→ Challenge: Repeat every line of the listing below exactly, minus the pictures.

────────────────────

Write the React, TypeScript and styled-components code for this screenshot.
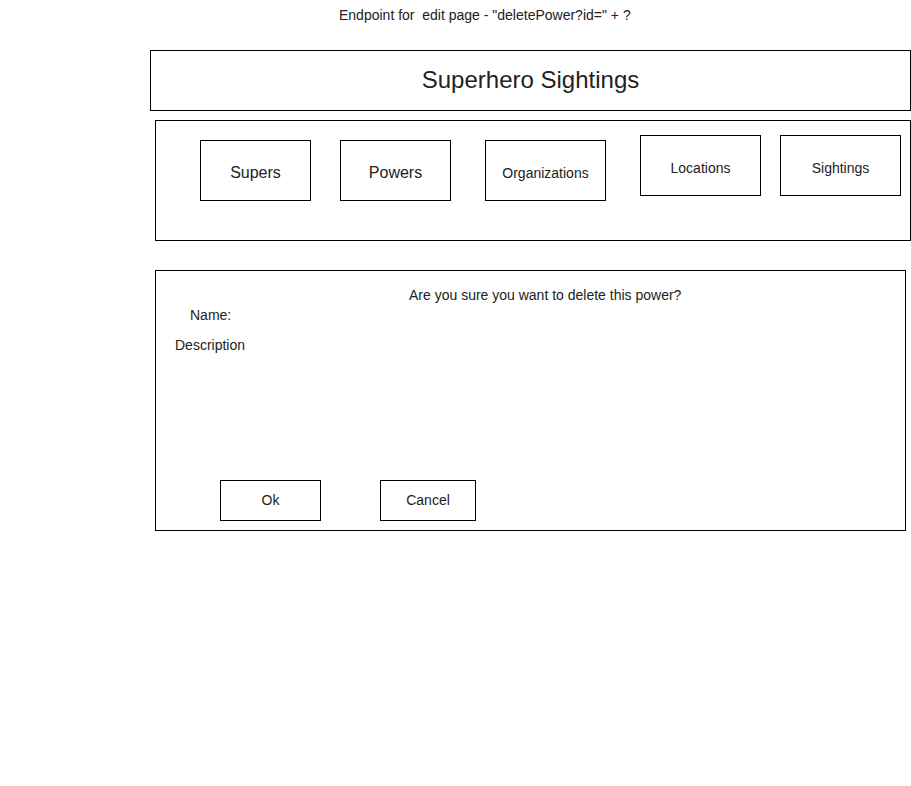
import React from "react";
import styled, { createGlobalStyle } from "styled-components";

const Global = createGlobalStyle`
  html, body {
    margin: 0;
    padding: 0;
    background: #ffffff;
  }
  body {
    font-family: "Liberation Sans", Arial, Helvetica, sans-serif;
    color: #222222;
  }
  * { box-sizing: border-box; }
`;

const Page = styled.div`
  width: 911px;
  min-height: 786px;
  display: flex;
  flex-direction: column;
  align-items: flex-start;
`;

const Caption = styled.div`
  margin: 5px 0 0 339px;
  font-size: 14px;
  line-height: 20px;
  white-space: pre;
`;

const TitleBox = styled.header`
  margin: 25px 0 0 150px;
  width: 761px;
  height: 61px;
  border: 1px solid #000;
  display: flex;
  align-items: center;
  justify-content: center;
  font-size: 24px;
  line-height: 28px;
  padding-bottom: 2px;
`;

const NavBox = styled.nav`
  margin: 9px 0 0 155px;
  width: 756px;
  height: 121px;
  border: 1px solid #000;
  display: flex;
  align-items: flex-start;
  padding-left: 44px;
`;

const NavButton = styled.div<{ $left: number; $top: number; $w: number; $size: number }>`
  margin-left: ${(p) => p.$left}px;
  margin-top: ${(p) => p.$top}px;
  width: ${(p) => p.$w}px;
  height: 61px;
  border: 1px solid #000;
  display: flex;
  align-items: center;
  justify-content: center;
  font-size: ${(p) => p.$size}px;
  line-height: 20px;
  padding-top: 5px;
`;

const DeleteBox = styled.section`
  margin: 29px 0 0 155px;
  width: 751px;
  height: 261px;
  border: 1px solid #000;
  display: flex;
  flex-direction: column;
  align-items: flex-start;
  padding-top: 14px;
`;

const Line = styled.div<{ $left: number; $top?: number }>`
  margin-left: ${(p) => p.$left}px;
  margin-top: ${(p) => p.$top ?? 0}px;
  font-size: 14px;
  line-height: 20px;
  white-space: pre;
`;

const Actions = styled.div`
  margin-top: 125px;
  display: flex;
  align-items: flex-start;
`;

const ActionButton = styled.button<{ $left: number; $w: number }>`
  margin-left: ${(p) => p.$left}px;
  width: ${(p) => p.$w}px;
  height: 41px;
  border: 1px solid #000;
  background: #fff;
  color: #222222;
  font-family: "Liberation Sans", Arial, Helvetica, sans-serif;
  font-size: 14px;
  line-height: 20px;
  padding: 0 0 2px;
  display: flex;
  align-items: center;
  justify-content: center;
  cursor: pointer;
`;

const navItems = [
  { label: "Supers", left: 0, top: 19, w: 111, size: 16 },
  { label: "Powers", left: 29, top: 19, w: 111, size: 16 },
  { label: "Organizations", left: 34, top: 19, w: 121, size: 14 },
  { label: "Locations", left: 34, top: 14, w: 121, size: 14 },
  { label: "Sightings", left: 19, top: 14, w: 121, size: 14 },
];

export default function App() {
  return (
    <>
      <Global />
      <Page>
        <Caption>{'Endpoint for  edit page - "deletePower?id=" + ?'}</Caption>
        <TitleBox>Superhero Sightings</TitleBox>
        <NavBox>
          {navItems.map((n) => (
            <NavButton key={n.label} $left={n.left} $top={n.top} $w={n.w} $size={n.size}>
              {n.label}
            </NavButton>
          ))}
        </NavBox>
        <DeleteBox>
          <Line $left={253}>Are you sure you want to delete this power?</Line>
          <Line $left={34}>Name:</Line>
          <Line $left={19} $top={10}>Description</Line>
          <Actions>
            <ActionButton $left={64} $w={101}>Ok</ActionButton>
            <ActionButton $left={59} $w={96}>Cancel</ActionButton>
          </Actions>
        </DeleteBox>
      </Page>
    </>
  );
}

────────────────────

→ Result for this task:
Write the React, TypeScript and styled-components code for this screenshot.
import React from "react";
import styled, { createGlobalStyle } from "styled-components";

const Global = createGlobalStyle`
  html, body {
    margin: 0;
    padding: 0;
    background: #ffffff;
  }
  body {
    font-family: "Liberation Sans", Arial, Helvetica, sans-serif;
    color: #222222;
  }
  * { box-sizing: border-box; }
`;

const Page = styled.div`
  width: 911px;
  min-height: 786px;
  display: flex;
  flex-direction: column;
  align-items: flex-start;
`;

const Caption = styled.div`
  margin: 5px 0 0 339px;
  font-size: 14px;
  line-height: 20px;
  white-space: pre;
`;

const TitleBox = styled.header`
  margin: 25px 0 0 150px;
  width: 761px;
  height: 61px;
  border: 1px solid #000;
  display: flex;
  align-items: center;
  justify-content: center;
  font-size: 24px;
  line-height: 28px;
  padding-bottom: 2px;
`;

const NavBox = styled.nav`
  margin: 9px 0 0 155px;
  width: 756px;
  height: 121px;
  border: 1px solid #000;
  display: flex;
  align-items: flex-start;
  padding-left: 44px;
`;

const NavButton = styled.div<{ $left: number; $top: number; $w: number; $size: number }>`
  margin-left: ${(p) => p.$left}px;
  margin-top: ${(p) => p.$top}px;
  width: ${(p) => p.$w}px;
  height: 61px;
  border: 1px solid #000;
  display: flex;
  align-items: center;
  justify-content: center;
  font-size: ${(p) => p.$size}px;
  line-height: 20px;
  padding-top: 5px;
`;

const DeleteBox = styled.section`
  margin: 29px 0 0 155px;
  width: 751px;
  height: 261px;
  border: 1px solid #000;
  display: flex;
  flex-direction: column;
  align-items: flex-start;
  padding-top: 14px;
`;

const Line = styled.div<{ $left: number; $top?: number }>`
  margin-left: ${(p) => p.$left}px;
  margin-top: ${(p) => p.$top ?? 0}px;
  font-size: 14px;
  line-height: 20px;
  white-space: pre;
`;

const Actions = styled.div`
  margin-top: 125px;
  display: flex;
  align-items: flex-start;
`;

const ActionButton = styled.button<{ $left: number; $w: number }>`
  margin-left: ${(p) => p.$left}px;
  width: ${(p) => p.$w}px;
  height: 41px;
  border: 1px solid #000;
  background: #fff;
  color: #222222;
  font-family: "Liberation Sans", Arial, Helvetica, sans-serif;
  font-size: 14px;
  line-height: 20px;
  padding: 0 0 2px;
  display: flex;
  align-items: center;
  justify-content: center;
  cursor: pointer;
`;

const navItems = [
  { label: "Supers", left: 0, top: 19, w: 111, size: 16 },
  { label: "Powers", left: 29, top: 19, w: 111, size: 16 },
  { label: "Organizations", left: 34, top: 19, w: 121, size: 14 },
  { label: "Locations", left: 34, top: 14, w: 121, size: 14 },
  { label: "Sightings", left: 19, top: 14, w: 121, size: 14 },
];

export default function App() {
  return (
    <>
      <Global />
      <Page>
        <Caption>{'Endpoint for  edit page - "deletePower?id=" + ?'}</Caption>
        <TitleBox>Superhero Sightings</TitleBox>
        <NavBox>
          {navItems.map((n) => (
            <NavButton key={n.label} $left={n.left} $top={n.top} $w={n.w} $size={n.size}>
              {n.label}
            </NavButton>
          ))}
        </NavBox>
        <DeleteBox>
          <Line $left={253}>Are you sure you want to delete this power?</Line>
          <Line $left={34}>Name:</Line>
          <Line $left={19} $top={10}>Description</Line>
          <Actions>
            <ActionButton $left={64} $w={101}>Ok</ActionButton>
            <ActionButton $left={59} $w={96}>Cancel</ActionButton>
          </Actions>
        </DeleteBox>
      </Page>
    </>
  );
}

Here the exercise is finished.